* **Collected material**
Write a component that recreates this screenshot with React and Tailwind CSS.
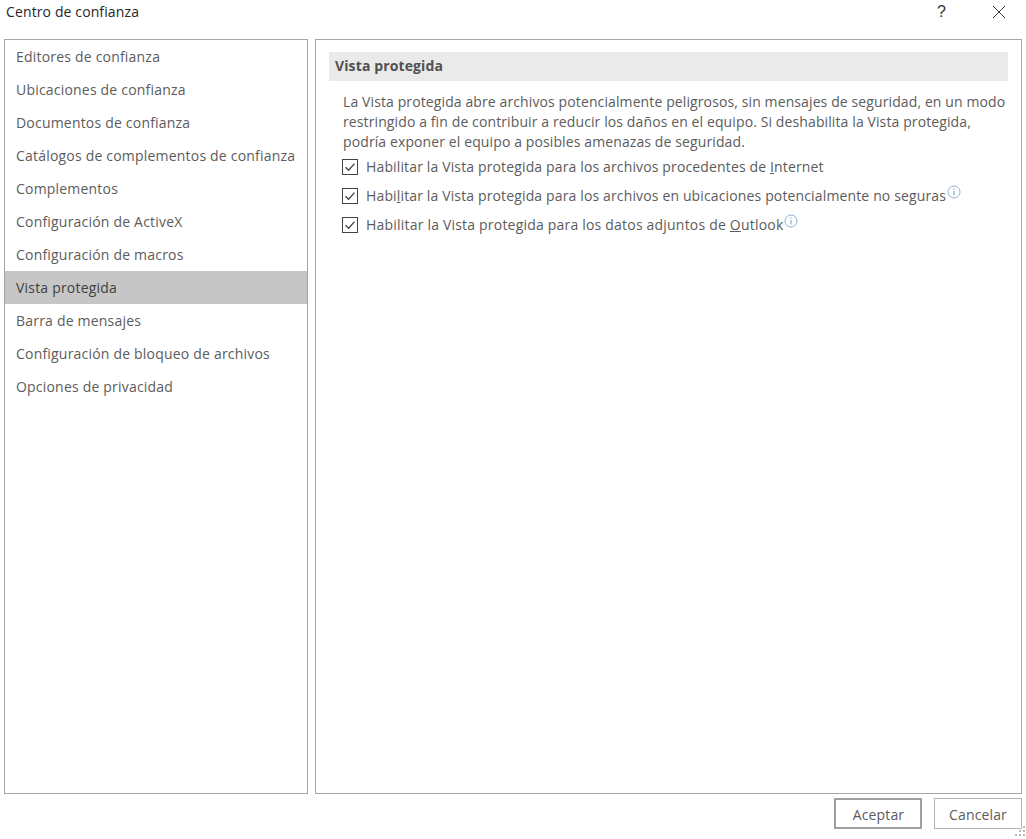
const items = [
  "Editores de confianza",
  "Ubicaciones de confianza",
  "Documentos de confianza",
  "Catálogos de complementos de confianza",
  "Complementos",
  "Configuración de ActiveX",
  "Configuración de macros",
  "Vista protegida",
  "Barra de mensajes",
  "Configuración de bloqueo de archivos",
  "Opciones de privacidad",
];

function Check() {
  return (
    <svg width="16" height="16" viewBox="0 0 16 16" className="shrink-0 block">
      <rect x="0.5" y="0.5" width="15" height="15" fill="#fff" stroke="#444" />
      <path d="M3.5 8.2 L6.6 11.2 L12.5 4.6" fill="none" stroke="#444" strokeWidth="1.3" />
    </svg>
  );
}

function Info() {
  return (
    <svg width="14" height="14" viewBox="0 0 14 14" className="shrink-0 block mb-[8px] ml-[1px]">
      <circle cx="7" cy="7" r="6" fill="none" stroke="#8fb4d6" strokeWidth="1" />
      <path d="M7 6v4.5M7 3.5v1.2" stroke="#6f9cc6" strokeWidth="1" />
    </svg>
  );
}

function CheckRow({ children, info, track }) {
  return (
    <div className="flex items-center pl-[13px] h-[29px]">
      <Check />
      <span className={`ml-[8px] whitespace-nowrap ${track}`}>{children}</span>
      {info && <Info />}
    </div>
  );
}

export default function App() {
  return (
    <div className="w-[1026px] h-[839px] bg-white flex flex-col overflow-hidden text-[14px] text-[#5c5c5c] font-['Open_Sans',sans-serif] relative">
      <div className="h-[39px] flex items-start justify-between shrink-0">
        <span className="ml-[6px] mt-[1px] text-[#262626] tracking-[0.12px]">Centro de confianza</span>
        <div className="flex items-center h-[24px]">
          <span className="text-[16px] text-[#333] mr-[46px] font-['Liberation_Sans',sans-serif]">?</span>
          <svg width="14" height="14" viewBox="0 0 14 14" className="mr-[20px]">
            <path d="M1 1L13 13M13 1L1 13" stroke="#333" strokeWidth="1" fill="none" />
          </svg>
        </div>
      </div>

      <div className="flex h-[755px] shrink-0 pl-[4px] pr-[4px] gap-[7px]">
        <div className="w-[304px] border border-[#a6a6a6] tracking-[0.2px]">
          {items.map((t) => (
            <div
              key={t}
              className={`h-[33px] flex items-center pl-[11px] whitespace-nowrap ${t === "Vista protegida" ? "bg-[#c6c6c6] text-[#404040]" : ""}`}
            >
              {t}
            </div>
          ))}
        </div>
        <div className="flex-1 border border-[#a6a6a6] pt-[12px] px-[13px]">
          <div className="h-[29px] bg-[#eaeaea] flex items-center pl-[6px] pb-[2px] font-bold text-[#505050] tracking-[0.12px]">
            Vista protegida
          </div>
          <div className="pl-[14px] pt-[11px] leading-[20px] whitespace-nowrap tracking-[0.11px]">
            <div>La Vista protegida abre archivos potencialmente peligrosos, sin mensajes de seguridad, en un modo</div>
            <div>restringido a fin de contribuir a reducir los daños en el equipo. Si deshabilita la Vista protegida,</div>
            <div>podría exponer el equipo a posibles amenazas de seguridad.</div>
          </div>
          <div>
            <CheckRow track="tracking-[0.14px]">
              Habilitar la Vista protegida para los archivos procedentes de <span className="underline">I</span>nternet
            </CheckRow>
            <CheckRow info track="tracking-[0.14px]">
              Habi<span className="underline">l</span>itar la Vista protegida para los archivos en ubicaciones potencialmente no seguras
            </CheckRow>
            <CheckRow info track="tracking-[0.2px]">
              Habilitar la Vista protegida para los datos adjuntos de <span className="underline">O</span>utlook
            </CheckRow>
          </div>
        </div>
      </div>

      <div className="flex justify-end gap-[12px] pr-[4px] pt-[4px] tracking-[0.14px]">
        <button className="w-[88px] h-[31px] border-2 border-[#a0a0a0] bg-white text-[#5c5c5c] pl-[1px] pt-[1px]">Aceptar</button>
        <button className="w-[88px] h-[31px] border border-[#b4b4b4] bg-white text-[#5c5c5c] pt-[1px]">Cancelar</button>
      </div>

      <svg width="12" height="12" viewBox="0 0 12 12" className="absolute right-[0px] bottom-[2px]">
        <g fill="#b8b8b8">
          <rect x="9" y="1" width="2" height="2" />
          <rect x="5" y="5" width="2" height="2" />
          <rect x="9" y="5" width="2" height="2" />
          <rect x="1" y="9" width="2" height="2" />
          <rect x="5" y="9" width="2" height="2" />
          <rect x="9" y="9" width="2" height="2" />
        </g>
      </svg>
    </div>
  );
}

* **Directions**
Pictures are to be left out; repeat all the remaining data exactly.

* **Answer to this exercise**
Write a component that recreates this screenshot with React and Tailwind CSS.
const items = [
  "Editores de confianza",
  "Ubicaciones de confianza",
  "Documentos de confianza",
  "Catálogos de complementos de confianza",
  "Complementos",
  "Configuración de ActiveX",
  "Configuración de macros",
  "Vista protegida",
  "Barra de mensajes",
  "Configuración de bloqueo de archivos",
  "Opciones de privacidad",
];

function Check() {
  return (
    <svg width="16" height="16" viewBox="0 0 16 16" className="shrink-0 block">
      <rect x="0.5" y="0.5" width="15" height="15" fill="#fff" stroke="#444" />
      <path d="M3.5 8.2 L6.6 11.2 L12.5 4.6" fill="none" stroke="#444" strokeWidth="1.3" />
    </svg>
  );
}

function Info() {
  return (
    <svg width="14" height="14" viewBox="0 0 14 14" className="shrink-0 block mb-[8px] ml-[1px]">
      <circle cx="7" cy="7" r="6" fill="none" stroke="#8fb4d6" strokeWidth="1" />
      <path d="M7 6v4.5M7 3.5v1.2" stroke="#6f9cc6" strokeWidth="1" />
    </svg>
  );
}

function CheckRow({ children, info, track }) {
  return (
    <div className="flex items-center pl-[13px] h-[29px]">
      <Check />
      <span className={`ml-[8px] whitespace-nowrap ${track}`}>{children}</span>
      {info && <Info />}
    </div>
  );
}

export default function App() {
  return (
    <div className="w-[1026px] h-[839px] bg-white flex flex-col overflow-hidden text-[14px] text-[#5c5c5c] font-['Open_Sans',sans-serif] relative">
      <div className="h-[39px] flex items-start justify-between shrink-0">
        <span className="ml-[6px] mt-[1px] text-[#262626] tracking-[0.12px]">Centro de confianza</span>
        <div className="flex items-center h-[24px]">
          <span className="text-[16px] text-[#333] mr-[46px] font-['Liberation_Sans',sans-serif]">?</span>
          <svg width="14" height="14" viewBox="0 0 14 14" className="mr-[20px]">
            <path d="M1 1L13 13M13 1L1 13" stroke="#333" strokeWidth="1" fill="none" />
          </svg>
        </div>
      </div>

      <div className="flex h-[755px] shrink-0 pl-[4px] pr-[4px] gap-[7px]">
        <div className="w-[304px] border border-[#a6a6a6] tracking-[0.2px]">
          {items.map((t) => (
            <div
              key={t}
              className={`h-[33px] flex items-center pl-[11px] whitespace-nowrap ${t === "Vista protegida" ? "bg-[#c6c6c6] text-[#404040]" : ""}`}
            >
              {t}
            </div>
          ))}
        </div>
        <div className="flex-1 border border-[#a6a6a6] pt-[12px] px-[13px]">
          <div className="h-[29px] bg-[#eaeaea] flex items-center pl-[6px] pb-[2px] font-bold text-[#505050] tracking-[0.12px]">
            Vista protegida
          </div>
          <div className="pl-[14px] pt-[11px] leading-[20px] whitespace-nowrap tracking-[0.11px]">
            <div>La Vista protegida abre archivos potencialmente peligrosos, sin mensajes de seguridad, en un modo</div>
            <div>restringido a fin de contribuir a reducir los daños en el equipo. Si deshabilita la Vista protegida,</div>
            <div>podría exponer el equipo a posibles amenazas de seguridad.</div>
          </div>
          <div>
            <CheckRow track="tracking-[0.14px]">
              Habilitar la Vista protegida para los archivos procedentes de <span className="underline">I</span>nternet
            </CheckRow>
            <CheckRow info track="tracking-[0.14px]">
              Habi<span className="underline">l</span>itar la Vista protegida para los archivos en ubicaciones potencialmente no seguras
            </CheckRow>
            <CheckRow info track="tracking-[0.2px]">
              Habilitar la Vista protegida para los datos adjuntos de <span className="underline">O</span>utlook
            </CheckRow>
          </div>
        </div>
      </div>

      <div className="flex justify-end gap-[12px] pr-[4px] pt-[4px] tracking-[0.14px]">
        <button className="w-[88px] h-[31px] border-2 border-[#a0a0a0] bg-white text-[#5c5c5c] pl-[1px] pt-[1px]">Aceptar</button>
        <button className="w-[88px] h-[31px] border border-[#b4b4b4] bg-white text-[#5c5c5c] pt-[1px]">Cancelar</button>
      </div>

      <svg width="12" height="12" viewBox="0 0 12 12" className="absolute right-[0px] bottom-[2px]">
        <g fill="#b8b8b8">
          <rect x="9" y="1" width="2" height="2" />
          <rect x="5" y="5" width="2" height="2" />
          <rect x="9" y="5" width="2" height="2" />
          <rect x="1" y="9" width="2" height="2" />
          <rect x="5" y="9" width="2" height="2" />
          <rect x="9" y="9" width="2" height="2" />
        </g>
      </svg>
    </div>
  );
}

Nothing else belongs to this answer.